AIM: Leave the pictures out. Return all other data exactly.

_ _ _ _

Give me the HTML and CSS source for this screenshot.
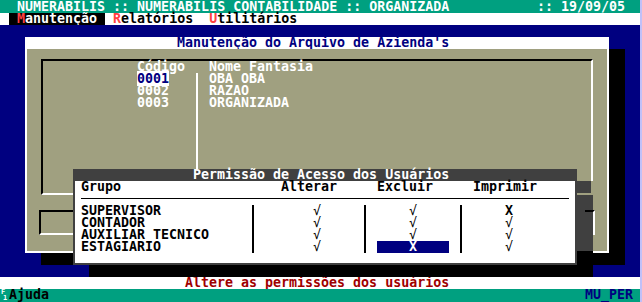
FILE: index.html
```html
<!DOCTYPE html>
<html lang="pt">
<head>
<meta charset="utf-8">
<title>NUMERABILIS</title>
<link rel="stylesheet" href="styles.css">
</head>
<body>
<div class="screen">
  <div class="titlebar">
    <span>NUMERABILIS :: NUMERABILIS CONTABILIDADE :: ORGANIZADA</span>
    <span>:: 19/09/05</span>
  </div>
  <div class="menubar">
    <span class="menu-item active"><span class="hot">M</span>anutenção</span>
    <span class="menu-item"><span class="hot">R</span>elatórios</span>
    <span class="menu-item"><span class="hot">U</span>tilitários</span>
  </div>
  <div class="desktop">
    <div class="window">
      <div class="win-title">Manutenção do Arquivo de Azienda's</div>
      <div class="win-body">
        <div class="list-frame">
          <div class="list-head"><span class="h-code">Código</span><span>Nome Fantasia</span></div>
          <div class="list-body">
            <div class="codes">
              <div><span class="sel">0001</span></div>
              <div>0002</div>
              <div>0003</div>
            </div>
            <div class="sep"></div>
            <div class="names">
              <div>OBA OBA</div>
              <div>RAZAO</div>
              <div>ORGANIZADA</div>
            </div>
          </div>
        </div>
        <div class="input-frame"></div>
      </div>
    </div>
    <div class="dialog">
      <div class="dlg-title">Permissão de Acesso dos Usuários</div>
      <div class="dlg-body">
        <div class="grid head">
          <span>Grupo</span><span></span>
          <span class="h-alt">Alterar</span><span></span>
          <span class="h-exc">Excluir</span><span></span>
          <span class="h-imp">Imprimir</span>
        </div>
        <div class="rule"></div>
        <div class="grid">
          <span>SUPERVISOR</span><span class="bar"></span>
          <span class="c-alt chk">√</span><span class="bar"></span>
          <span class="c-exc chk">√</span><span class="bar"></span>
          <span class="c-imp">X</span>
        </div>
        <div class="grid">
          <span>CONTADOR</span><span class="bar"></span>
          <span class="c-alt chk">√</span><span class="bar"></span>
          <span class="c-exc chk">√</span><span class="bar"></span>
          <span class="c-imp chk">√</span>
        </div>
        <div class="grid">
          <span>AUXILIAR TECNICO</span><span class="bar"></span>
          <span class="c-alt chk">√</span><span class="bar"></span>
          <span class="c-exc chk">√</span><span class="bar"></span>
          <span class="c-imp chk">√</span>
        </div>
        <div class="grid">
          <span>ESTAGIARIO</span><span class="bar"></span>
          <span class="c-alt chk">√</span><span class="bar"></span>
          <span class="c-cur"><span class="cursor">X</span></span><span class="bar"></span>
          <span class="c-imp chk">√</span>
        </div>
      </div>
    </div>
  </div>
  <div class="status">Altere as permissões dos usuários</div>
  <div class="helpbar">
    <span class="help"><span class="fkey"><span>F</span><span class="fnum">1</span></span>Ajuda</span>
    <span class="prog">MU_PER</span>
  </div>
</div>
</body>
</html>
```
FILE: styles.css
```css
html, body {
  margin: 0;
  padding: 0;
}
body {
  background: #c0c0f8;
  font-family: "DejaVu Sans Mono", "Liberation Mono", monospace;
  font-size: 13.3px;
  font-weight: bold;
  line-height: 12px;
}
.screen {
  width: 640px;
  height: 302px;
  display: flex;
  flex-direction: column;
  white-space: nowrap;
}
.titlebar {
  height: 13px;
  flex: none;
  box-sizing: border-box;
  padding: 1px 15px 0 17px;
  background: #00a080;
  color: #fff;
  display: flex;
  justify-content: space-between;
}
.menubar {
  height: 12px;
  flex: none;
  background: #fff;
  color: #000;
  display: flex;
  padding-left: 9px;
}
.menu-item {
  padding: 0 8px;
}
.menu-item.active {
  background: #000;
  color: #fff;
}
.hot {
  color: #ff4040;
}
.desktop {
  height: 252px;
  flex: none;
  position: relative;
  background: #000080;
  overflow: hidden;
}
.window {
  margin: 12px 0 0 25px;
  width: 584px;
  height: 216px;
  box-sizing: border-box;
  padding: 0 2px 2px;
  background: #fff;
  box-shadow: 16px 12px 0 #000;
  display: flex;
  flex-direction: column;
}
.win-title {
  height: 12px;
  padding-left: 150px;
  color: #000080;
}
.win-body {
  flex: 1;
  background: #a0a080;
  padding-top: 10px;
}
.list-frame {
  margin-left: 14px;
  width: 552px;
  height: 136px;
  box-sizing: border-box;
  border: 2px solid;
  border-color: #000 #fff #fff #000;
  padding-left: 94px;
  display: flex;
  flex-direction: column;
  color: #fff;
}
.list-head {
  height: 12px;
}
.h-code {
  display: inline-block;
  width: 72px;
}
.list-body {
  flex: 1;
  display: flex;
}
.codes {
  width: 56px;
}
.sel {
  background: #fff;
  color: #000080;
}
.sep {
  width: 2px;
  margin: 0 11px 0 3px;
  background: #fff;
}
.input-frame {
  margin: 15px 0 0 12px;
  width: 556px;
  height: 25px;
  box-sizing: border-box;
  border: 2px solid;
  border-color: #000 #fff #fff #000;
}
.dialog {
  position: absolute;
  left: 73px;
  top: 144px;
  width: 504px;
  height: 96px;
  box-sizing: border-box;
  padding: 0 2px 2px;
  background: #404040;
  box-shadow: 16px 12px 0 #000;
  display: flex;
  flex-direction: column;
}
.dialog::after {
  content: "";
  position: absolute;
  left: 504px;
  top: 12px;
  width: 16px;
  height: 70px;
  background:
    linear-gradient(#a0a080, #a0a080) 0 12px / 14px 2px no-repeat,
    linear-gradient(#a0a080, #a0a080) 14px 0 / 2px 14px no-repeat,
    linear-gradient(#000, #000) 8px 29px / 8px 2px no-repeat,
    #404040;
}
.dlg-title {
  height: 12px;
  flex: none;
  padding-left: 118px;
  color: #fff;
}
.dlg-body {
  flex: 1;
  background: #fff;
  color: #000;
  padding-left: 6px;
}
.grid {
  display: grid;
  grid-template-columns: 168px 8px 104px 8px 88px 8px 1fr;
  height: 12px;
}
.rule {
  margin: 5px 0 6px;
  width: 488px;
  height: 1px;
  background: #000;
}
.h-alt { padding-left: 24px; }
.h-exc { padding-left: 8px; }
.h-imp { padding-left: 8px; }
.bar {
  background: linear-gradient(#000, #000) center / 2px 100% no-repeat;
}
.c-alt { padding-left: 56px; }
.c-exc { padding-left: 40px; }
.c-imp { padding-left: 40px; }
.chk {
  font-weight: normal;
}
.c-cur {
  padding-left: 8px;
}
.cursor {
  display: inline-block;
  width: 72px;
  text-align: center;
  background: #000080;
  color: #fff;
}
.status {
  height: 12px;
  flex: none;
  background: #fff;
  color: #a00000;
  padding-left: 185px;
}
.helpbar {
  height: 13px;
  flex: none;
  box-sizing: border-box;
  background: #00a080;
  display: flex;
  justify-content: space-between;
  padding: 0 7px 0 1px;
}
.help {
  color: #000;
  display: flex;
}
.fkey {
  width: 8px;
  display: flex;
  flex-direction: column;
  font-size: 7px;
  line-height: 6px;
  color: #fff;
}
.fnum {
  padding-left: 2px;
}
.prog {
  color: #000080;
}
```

_ _ _ _

ANSWER FOR THE TASK:
Give me the HTML and CSS source for this screenshot.
FILE: index.html
```html
<!DOCTYPE html>
<html lang="pt">
<head>
<meta charset="utf-8">
<title>NUMERABILIS</title>
<link rel="stylesheet" href="styles.css">
</head>
<body>
<div class="screen">
  <div class="titlebar">
    <span>NUMERABILIS :: NUMERABILIS CONTABILIDADE :: ORGANIZADA</span>
    <span>:: 19/09/05</span>
  </div>
  <div class="menubar">
    <span class="menu-item active"><span class="hot">M</span>anutenção</span>
    <span class="menu-item"><span class="hot">R</span>elatórios</span>
    <span class="menu-item"><span class="hot">U</span>tilitários</span>
  </div>
  <div class="desktop">
    <div class="window">
      <div class="win-title">Manutenção do Arquivo de Azienda's</div>
      <div class="win-body">
        <div class="list-frame">
          <div class="list-head"><span class="h-code">Código</span><span>Nome Fantasia</span></div>
          <div class="list-body">
            <div class="codes">
              <div><span class="sel">0001</span></div>
              <div>0002</div>
              <div>0003</div>
            </div>
            <div class="sep"></div>
            <div class="names">
              <div>OBA OBA</div>
              <div>RAZAO</div>
              <div>ORGANIZADA</div>
            </div>
          </div>
        </div>
        <div class="input-frame"></div>
      </div>
    </div>
    <div class="dialog">
      <div class="dlg-title">Permissão de Acesso dos Usuários</div>
      <div class="dlg-body">
        <div class="grid head">
          <span>Grupo</span><span></span>
          <span class="h-alt">Alterar</span><span></span>
          <span class="h-exc">Excluir</span><span></span>
          <span class="h-imp">Imprimir</span>
        </div>
        <div class="rule"></div>
        <div class="grid">
          <span>SUPERVISOR</span><span class="bar"></span>
          <span class="c-alt chk">√</span><span class="bar"></span>
          <span class="c-exc chk">√</span><span class="bar"></span>
          <span class="c-imp">X</span>
        </div>
        <div class="grid">
          <span>CONTADOR</span><span class="bar"></span>
          <span class="c-alt chk">√</span><span class="bar"></span>
          <span class="c-exc chk">√</span><span class="bar"></span>
          <span class="c-imp chk">√</span>
        </div>
        <div class="grid">
          <span>AUXILIAR TECNICO</span><span class="bar"></span>
          <span class="c-alt chk">√</span><span class="bar"></span>
          <span class="c-exc chk">√</span><span class="bar"></span>
          <span class="c-imp chk">√</span>
        </div>
        <div class="grid">
          <span>ESTAGIARIO</span><span class="bar"></span>
          <span class="c-alt chk">√</span><span class="bar"></span>
          <span class="c-cur"><span class="cursor">X</span></span><span class="bar"></span>
          <span class="c-imp chk">√</span>
        </div>
      </div>
    </div>
  </div>
  <div class="status">Altere as permissões dos usuários</div>
  <div class="helpbar">
    <span class="help"><span class="fkey"><span>F</span><span class="fnum">1</span></span>Ajuda</span>
    <span class="prog">MU_PER</span>
  </div>
</div>
</body>
</html>
```
FILE: styles.css
```css
html, body {
  margin: 0;
  padding: 0;
}
body {
  background: #c0c0f8;
  font-family: "DejaVu Sans Mono", "Liberation Mono", monospace;
  font-size: 13.3px;
  font-weight: bold;
  line-height: 12px;
}
.screen {
  width: 640px;
  height: 302px;
  display: flex;
  flex-direction: column;
  white-space: nowrap;
}
.titlebar {
  height: 13px;
  flex: none;
  box-sizing: border-box;
  padding: 1px 15px 0 17px;
  background: #00a080;
  color: #fff;
  display: flex;
  justify-content: space-between;
}
.menubar {
  height: 12px;
  flex: none;
  background: #fff;
  color: #000;
  display: flex;
  padding-left: 9px;
}
.menu-item {
  padding: 0 8px;
}
.menu-item.active {
  background: #000;
  color: #fff;
}
.hot {
  color: #ff4040;
}
.desktop {
  height: 252px;
  flex: none;
  position: relative;
  background: #000080;
  overflow: hidden;
}
.window {
  margin: 12px 0 0 25px;
  width: 584px;
  height: 216px;
  box-sizing: border-box;
  padding: 0 2px 2px;
  background: #fff;
  box-shadow: 16px 12px 0 #000;
  display: flex;
  flex-direction: column;
}
.win-title {
  height: 12px;
  padding-left: 150px;
  color: #000080;
}
.win-body {
  flex: 1;
  background: #a0a080;
  padding-top: 10px;
}
.list-frame {
  margin-left: 14px;
  width: 552px;
  height: 136px;
  box-sizing: border-box;
  border: 2px solid;
  border-color: #000 #fff #fff #000;
  padding-left: 94px;
  display: flex;
  flex-direction: column;
  color: #fff;
}
.list-head {
  height: 12px;
}
.h-code {
  display: inline-block;
  width: 72px;
}
.list-body {
  flex: 1;
  display: flex;
}
.codes {
  width: 56px;
}
.sel {
  background: #fff;
  color: #000080;
}
.sep {
  width: 2px;
  margin: 0 11px 0 3px;
  background: #fff;
}
.input-frame {
  margin: 15px 0 0 12px;
  width: 556px;
  height: 25px;
  box-sizing: border-box;
  border: 2px solid;
  border-color: #000 #fff #fff #000;
}
.dialog {
  position: absolute;
  left: 73px;
  top: 144px;
  width: 504px;
  height: 96px;
  box-sizing: border-box;
  padding: 0 2px 2px;
  background: #404040;
  box-shadow: 16px 12px 0 #000;
  display: flex;
  flex-direction: column;
}
.dialog::after {
  content: "";
  position: absolute;
  left: 504px;
  top: 12px;
  width: 16px;
  height: 70px;
  background:
    linear-gradient(#a0a080, #a0a080) 0 12px / 14px 2px no-repeat,
    linear-gradient(#a0a080, #a0a080) 14px 0 / 2px 14px no-repeat,
    linear-gradient(#000, #000) 8px 29px / 8px 2px no-repeat,
    #404040;
}
.dlg-title {
  height: 12px;
  flex: none;
  padding-left: 118px;
  color: #fff;
}
.dlg-body {
  flex: 1;
  background: #fff;
  color: #000;
  padding-left: 6px;
}
.grid {
  display: grid;
  grid-template-columns: 168px 8px 104px 8px 88px 8px 1fr;
  height: 12px;
}
.rule {
  margin: 5px 0 6px;
  width: 488px;
  height: 1px;
  background: #000;
}
.h-alt { padding-left: 24px; }
.h-exc { padding-left: 8px; }
.h-imp { padding-left: 8px; }
.bar {
  background: linear-gradient(#000, #000) center / 2px 100% no-repeat;
}
.c-alt { padding-left: 56px; }
.c-exc { padding-left: 40px; }
.c-imp { padding-left: 40px; }
.chk {
  font-weight: normal;
}
.c-cur {
  padding-left: 8px;
}
.cursor {
  display: inline-block;
  width: 72px;
  text-align: center;
  background: #000080;
  color: #fff;
}
.status {
  height: 12px;
  flex: none;
  background: #fff;
  color: #a00000;
  padding-left: 185px;
}
.helpbar {
  height: 13px;
  flex: none;
  box-sizing: border-box;
  background: #00a080;
  display: flex;
  justify-content: space-between;
  padding: 0 7px 0 1px;
}
.help {
  color: #000;
  display: flex;
}
.fkey {
  width: 8px;
  display: flex;
  flex-direction: column;
  font-size: 7px;
  line-height: 6px;
  color: #fff;
}
.fnum {
  padding-left: 2px;
}
.prog {
  color: #000080;
}
```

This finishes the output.